_Written problem_
Provide an exact copy of the data, excluding the images.

_Data provided_
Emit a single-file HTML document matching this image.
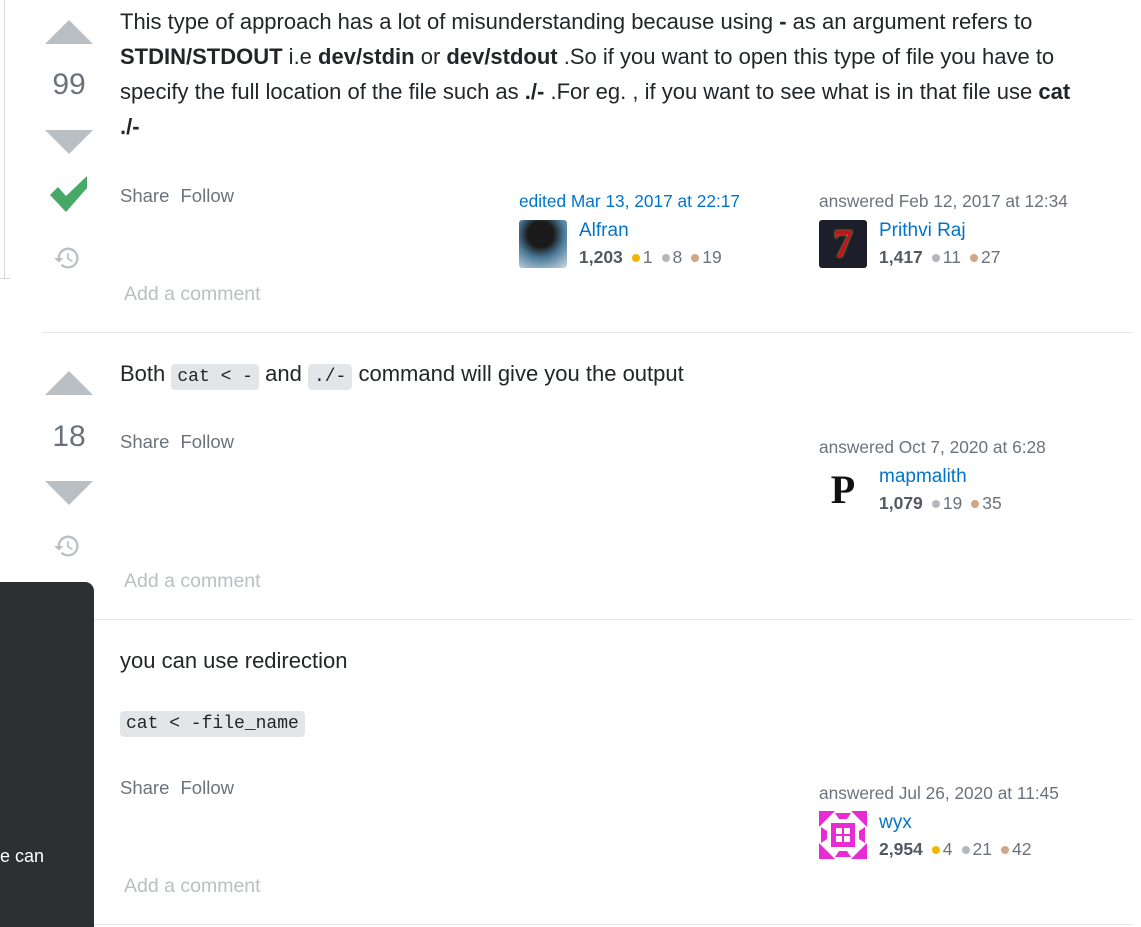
<!DOCTYPE html>
<html><head><meta charset="utf-8"><style>
body{margin:0;width:1141px;height:927px;background:#fff;position:relative;overflow:hidden;font-family:"Liberation Sans","DejaVu Sans",sans-serif;color:#232629}
.a{position:absolute}
.t{font-size:22px;line-height:35px}
.up{position:absolute;width:0;height:0;border-left:24px solid transparent;border-right:24px solid transparent;border-bottom:24px solid #babfc4}
.dn{position:absolute;width:0;height:0;border-left:24px solid transparent;border-right:24px solid transparent;border-top:24px solid #babfc4}
.num{position:absolute;width:48px;text-align:center;font-size:30px;color:#6a737c}
.sf{position:absolute;font-size:18.5px;color:#6a737c;word-spacing:6px}
.ac{position:absolute;font-size:19.5px;color:#babfc4}
.hr{position:absolute;height:1px;background:#e3e6e8;right:9px}
.meta{position:absolute;font-size:17.3px;color:#6a737c}
.name{position:absolute;font-size:19px;color:#0074cc}
.rep{position:absolute;font-size:17.5px;color:#6a737c}
.rep b{color:#525960}
.d{display:inline-block;width:8px;height:8px;border-radius:50%;margin:0 3px 1px 9px;vertical-align:middle}
.g{background:#f1b600}.s{background:#b4b8bc}.br{background:#d1a684}
code{font-family:"Liberation Mono",monospace;font-size:18px;background:#e3e6e8;border-radius:4px;padding:3px 6px}
</style></head><body>
<div class="a" style="left:4px;top:0;width:1px;height:278px;background:#d6d9dc"></div>
<div class="a" style="left:0;top:278px;width:10px;height:1px;background:#d6d9dc"></div>

<div class="up" style="left:45px;top:20px"></div>
<div class="num" style="left:45px;top:68px">99</div>
<div class="dn" style="left:45px;top:130px"></div>
<svg class="a" style="left:49px;top:176px" width="40" height="37" viewBox="0 0 40 37"><path d="M1 19 L9 11 L17 20 L38 0 L38 12 L17 36 Z" fill="#48a868"/></svg>
<svg class="a" style="left:53px;top:244px" width="28" height="28" viewBox="0 0 24 24"><path d="M13 3a9 9 0 0 0-9 9H1l4 4 4-4H6a7 7 0 1 1 2 5l-1.4 1.4A9 9 0 1 0 13 3zm-1 5v5l4.3 2.5.7-1.2-3.5-2.1V8z" fill="#babfc4"/></svg>

<div class="a t" style="left:120px;top:4px;width:965px">This type of approach has a lot of misunderstanding because using <b>-</b> as an argument refers to <b>STDIN/STDOUT</b> i.e <b>dev/stdin</b> or <b>dev/stdout</b> .So if you want to open this type of file you have to specify the full location of the file such as <b>./-</b> .For eg. , if you want to see what is in that file use <b>cat ./-</b></div>
<div class="sf" style="left:120px;top:185px">Share Follow</div>
<div class="meta" style="left:519px;top:191px;color:#0074cc">edited Mar 13, 2017 at 22:17</div>
<div class="a" style="left:519px;top:220px;width:48px;height:48px;border-radius:3px;background:radial-gradient(circle at 45% 30%,#1a1a1a 30%,#4a7a9a 55%,#d0dce4)"></div>
<div class="name" style="left:579px;top:220px">Alfran</div>
<div class="rep" style="left:579px;top:247px"><b>1,203</b><span class="d g"></span>1<span class="d s"></span>8<span class="d br"></span>19</div>
<div class="meta" style="left:819px;top:191px">answered Feb 12, 2017 at 12:34</div>
<div class="a" style="left:819px;top:220px;width:48px;height:48px;border-radius:3px;background:#1c1f2a;color:#c0141a;font:bold 40px/48px 'Liberation Serif',serif;text-align:center;text-shadow:0 0 2px #f3c04a">7</div>
<div class="name" style="left:879px;top:220px">Prithvi Raj</div>
<div class="rep" style="left:879px;top:247px"><b>1,417</b><span class="d s"></span>11<span class="d br"></span>27</div>
<div class="ac" style="left:124px;top:283px">Add a comment</div>
<div class="hr" style="left:42px;top:332px"></div>

<div class="up" style="left:45px;top:371px"></div>
<div class="num" style="left:45px;top:420px">18</div>
<div class="dn" style="left:45px;top:481px"></div>
<svg class="a" style="left:53px;top:532px" width="28" height="28" viewBox="0 0 24 24"><path d="M13 3a9 9 0 0 0-9 9H1l4 4 4-4H6a7 7 0 1 1 2 5l-1.4 1.4A9 9 0 1 0 13 3zm-1 5v5l4.3 2.5.7-1.2-3.5-2.1V8z" fill="#babfc4"/></svg>
<div class="a t" style="left:120px;top:356px">Both <code>cat &lt; -</code> and <code>./-</code> command will give you the output</div>
<div class="sf" style="left:120px;top:431px">Share Follow</div>
<div class="meta" style="left:819px;top:437px">answered Oct 7, 2020 at 6:28</div>
<div class="a" style="left:819px;top:466px;width:48px;height:48px;font:bold 40px/48px 'Liberation Serif',serif;text-align:center;color:#111">P</div>
<div class="name" style="left:879px;top:466px">mapmalith</div>
<div class="rep" style="left:879px;top:493px"><b>1,079</b><span class="d s"></span>19<span class="d br"></span>35</div>
<div class="ac" style="left:124px;top:570px">Add a comment</div>
<div class="hr" style="left:94px;top:619px"></div>

<div class="a" style="left:0;top:582px;width:94px;height:345px;background:#2d2f33;border-top-right-radius:9px"></div>
<div class="a" style="left:0;top:846px;font-size:18px;color:#fff">e can</div>

<div class="a t" style="left:120px;top:643px">you can use redirection</div>
<div class="a t" style="left:120px;top:703px"><code>cat &lt; -file_name</code></div>
<div class="sf" style="left:120px;top:777px">Share Follow</div>
<div class="meta" style="left:819px;top:783px">answered Jul 26, 2020 at 11:45</div>
<svg class="a" style="left:819px;top:811px" width="48" height="48" viewBox="0 0 48 48"><rect width="48" height="48" fill="#fff"/><path d="M0 0h16L0 16zM48 0H32l16 16zM0 48h16L0 32zM48 48H32l16-16z" fill="#e82bd3"/><rect x="12" y="12" width="24" height="24" fill="#e82bd3"/><rect x="17" y="17" width="6" height="6" fill="#fff"/><rect x="25" y="17" width="6" height="6" fill="#fff"/><rect x="17" y="25" width="6" height="6" fill="#fff"/><rect x="25" y="25" width="6" height="6" fill="#fff"/><path d="M16 2h16l-4 6h-8zM16 46h16l-4-6h-8zM2 16v16l6-4v-8zM46 16v16l-6-4v-8z" fill="#e82bd3"/></svg>
<div class="name" style="left:879px;top:812px">wyx</div>
<div class="rep" style="left:879px;top:839px"><b>2,954</b><span class="d g"></span>4<span class="d s"></span>21<span class="d br"></span>42</div>
<div class="ac" style="left:124px;top:875px">Add a comment</div>
<div class="hr" style="left:94px;top:924px"></div>
</body></html>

_Problem solution_
Emit a single-file HTML document matching this image.
<!DOCTYPE html>
<html><head><meta charset="utf-8"><style>
body{margin:0;width:1141px;height:927px;background:#fff;position:relative;overflow:hidden;font-family:"Liberation Sans","DejaVu Sans",sans-serif;color:#232629}
.a{position:absolute}
.t{font-size:22px;line-height:35px}
.up{position:absolute;width:0;height:0;border-left:24px solid transparent;border-right:24px solid transparent;border-bottom:24px solid #babfc4}
.dn{position:absolute;width:0;height:0;border-left:24px solid transparent;border-right:24px solid transparent;border-top:24px solid #babfc4}
.num{position:absolute;width:48px;text-align:center;font-size:30px;color:#6a737c}
.sf{position:absolute;font-size:18.5px;color:#6a737c;word-spacing:6px}
.ac{position:absolute;font-size:19.5px;color:#babfc4}
.hr{position:absolute;height:1px;background:#e3e6e8;right:9px}
.meta{position:absolute;font-size:17.3px;color:#6a737c}
.name{position:absolute;font-size:19px;color:#0074cc}
.rep{position:absolute;font-size:17.5px;color:#6a737c}
.rep b{color:#525960}
.d{display:inline-block;width:8px;height:8px;border-radius:50%;margin:0 3px 1px 9px;vertical-align:middle}
.g{background:#f1b600}.s{background:#b4b8bc}.br{background:#d1a684}
code{font-family:"Liberation Mono",monospace;font-size:18px;background:#e3e6e8;border-radius:4px;padding:3px 6px}
</style></head><body>
<div class="a" style="left:4px;top:0;width:1px;height:278px;background:#d6d9dc"></div>
<div class="a" style="left:0;top:278px;width:10px;height:1px;background:#d6d9dc"></div>

<div class="up" style="left:45px;top:20px"></div>
<div class="num" style="left:45px;top:68px">99</div>
<div class="dn" style="left:45px;top:130px"></div>
<svg class="a" style="left:49px;top:176px" width="40" height="37" viewBox="0 0 40 37"><path d="M1 19 L9 11 L17 20 L38 0 L38 12 L17 36 Z" fill="#48a868"/></svg>
<svg class="a" style="left:53px;top:244px" width="28" height="28" viewBox="0 0 24 24"><path d="M13 3a9 9 0 0 0-9 9H1l4 4 4-4H6a7 7 0 1 1 2 5l-1.4 1.4A9 9 0 1 0 13 3zm-1 5v5l4.3 2.5.7-1.2-3.5-2.1V8z" fill="#babfc4"/></svg>

<div class="a t" style="left:120px;top:4px;width:965px">This type of approach has a lot of misunderstanding because using <b>-</b> as an argument refers to <b>STDIN/STDOUT</b> i.e <b>dev/stdin</b> or <b>dev/stdout</b> .So if you want to open this type of file you have to specify the full location of the file such as <b>./-</b> .For eg. , if you want to see what is in that file use <b>cat ./-</b></div>
<div class="sf" style="left:120px;top:185px">Share Follow</div>
<div class="meta" style="left:519px;top:191px;color:#0074cc">edited Mar 13, 2017 at 22:17</div>
<div class="a" style="left:519px;top:220px;width:48px;height:48px;border-radius:3px;background:radial-gradient(circle at 45% 30%,#1a1a1a 30%,#4a7a9a 55%,#d0dce4)"></div>
<div class="name" style="left:579px;top:220px">Alfran</div>
<div class="rep" style="left:579px;top:247px"><b>1,203</b><span class="d g"></span>1<span class="d s"></span>8<span class="d br"></span>19</div>
<div class="meta" style="left:819px;top:191px">answered Feb 12, 2017 at 12:34</div>
<div class="a" style="left:819px;top:220px;width:48px;height:48px;border-radius:3px;background:#1c1f2a;color:#c0141a;font:bold 40px/48px 'Liberation Serif',serif;text-align:center;text-shadow:0 0 2px #f3c04a">7</div>
<div class="name" style="left:879px;top:220px">Prithvi Raj</div>
<div class="rep" style="left:879px;top:247px"><b>1,417</b><span class="d s"></span>11<span class="d br"></span>27</div>
<div class="ac" style="left:124px;top:283px">Add a comment</div>
<div class="hr" style="left:42px;top:332px"></div>

<div class="up" style="left:45px;top:371px"></div>
<div class="num" style="left:45px;top:420px">18</div>
<div class="dn" style="left:45px;top:481px"></div>
<svg class="a" style="left:53px;top:532px" width="28" height="28" viewBox="0 0 24 24"><path d="M13 3a9 9 0 0 0-9 9H1l4 4 4-4H6a7 7 0 1 1 2 5l-1.4 1.4A9 9 0 1 0 13 3zm-1 5v5l4.3 2.5.7-1.2-3.5-2.1V8z" fill="#babfc4"/></svg>
<div class="a t" style="left:120px;top:356px">Both <code>cat &lt; -</code> and <code>./-</code> command will give you the output</div>
<div class="sf" style="left:120px;top:431px">Share Follow</div>
<div class="meta" style="left:819px;top:437px">answered Oct 7, 2020 at 6:28</div>
<div class="a" style="left:819px;top:466px;width:48px;height:48px;font:bold 40px/48px 'Liberation Serif',serif;text-align:center;color:#111">P</div>
<div class="name" style="left:879px;top:466px">mapmalith</div>
<div class="rep" style="left:879px;top:493px"><b>1,079</b><span class="d s"></span>19<span class="d br"></span>35</div>
<div class="ac" style="left:124px;top:570px">Add a comment</div>
<div class="hr" style="left:94px;top:619px"></div>

<div class="a" style="left:0;top:582px;width:94px;height:345px;background:#2d2f33;border-top-right-radius:9px"></div>
<div class="a" style="left:0;top:846px;font-size:18px;color:#fff">e can</div>

<div class="a t" style="left:120px;top:643px">you can use redirection</div>
<div class="a t" style="left:120px;top:703px"><code>cat &lt; -file_name</code></div>
<div class="sf" style="left:120px;top:777px">Share Follow</div>
<div class="meta" style="left:819px;top:783px">answered Jul 26, 2020 at 11:45</div>
<svg class="a" style="left:819px;top:811px" width="48" height="48" viewBox="0 0 48 48"><rect width="48" height="48" fill="#fff"/><path d="M0 0h16L0 16zM48 0H32l16 16zM0 48h16L0 32zM48 48H32l16-16z" fill="#e82bd3"/><rect x="12" y="12" width="24" height="24" fill="#e82bd3"/><rect x="17" y="17" width="6" height="6" fill="#fff"/><rect x="25" y="17" width="6" height="6" fill="#fff"/><rect x="17" y="25" width="6" height="6" fill="#fff"/><rect x="25" y="25" width="6" height="6" fill="#fff"/><path d="M16 2h16l-4 6h-8zM16 46h16l-4-6h-8zM2 16v16l6-4v-8zM46 16v16l-6-4v-8z" fill="#e82bd3"/></svg>
<div class="name" style="left:879px;top:812px">wyx</div>
<div class="rep" style="left:879px;top:839px"><b>2,954</b><span class="d g"></span>4<span class="d s"></span>21<span class="d br"></span>42</div>
<div class="ac" style="left:124px;top:875px">Add a comment</div>
<div class="hr" style="left:94px;top:924px"></div>
</body></html>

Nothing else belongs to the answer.